Josh Reddick – Go ahead, grab Reddick — that’s what she never said!  Stop lying to yourself!  It’s sad.  You’re making your mother cry.  Find a nice girl to marry.


Dallas Keuchel – For those wondering what I have against guys that don’t strikeout anyone, look no further than Greene turning to mold.  If a guy doesn’t strikeout hitters, they must rely on the batter hitting balls to fielders.  The problem with that is when the ball goes between fielders and becomes runs.  Right now, Keuchel’s K-rate is 5.35, walk rate is 2.7 and his xFIP 3.53 vs. his 0.73 ERA.  That’s obscenely lucky.  He’s left 88.9% of men on base.  That’s a higher percentage than that girl you dated in high school that went on to be a nun.  His BABIP is .157.  Basically, that says that a grounder is being hit right up the middle, being caught by a feral squirrel and said squirrel is throwing it to first to get the runner by a step.  The Regression Fairies are rubbing their hands together as they watch an Ethel Merman Lookalike Contest, just waiting to pounce.

Adrian Gonzalez – I hate to repeat myself — And that’s me quoting me!
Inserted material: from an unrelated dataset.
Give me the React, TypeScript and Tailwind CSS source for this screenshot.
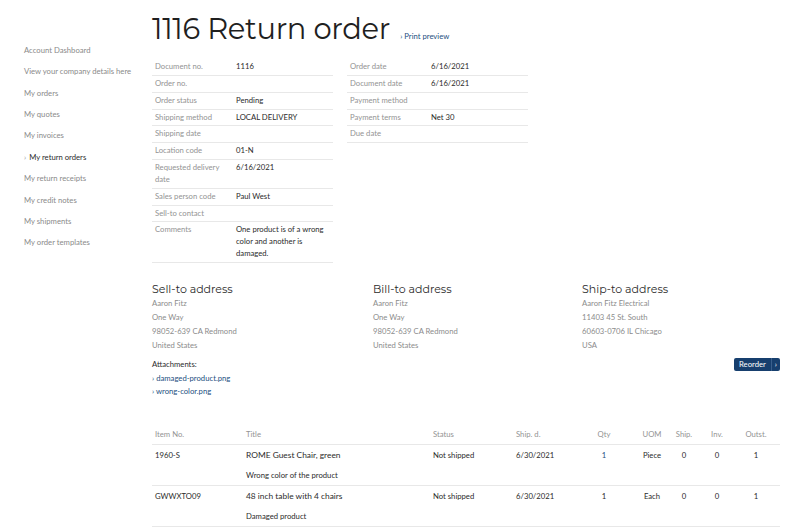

Hot schmotato alert! Cyclops with a monocle! — since I did mention this the other day about A-Gon, but it was just in a sea of other blurbs, and here I can really highlight it, then point back to this in two months while using my other hand to point and laugh at everyone that held onto him.  A-Gon’s stats this April:  8 HRs, .383.  His April stats last year:  8 HRs, .337.  His May stats:  4 HRs, .231.  His June stats:  1 HR, .222.  By July he was playing in a coed softball league, taking a hanging slider for a strike from Daisy Fuentes.  I’m not saying I’d trade A-Gon for a baby Tylenol with “Xtasy” scratched onto it, but I’d explore options.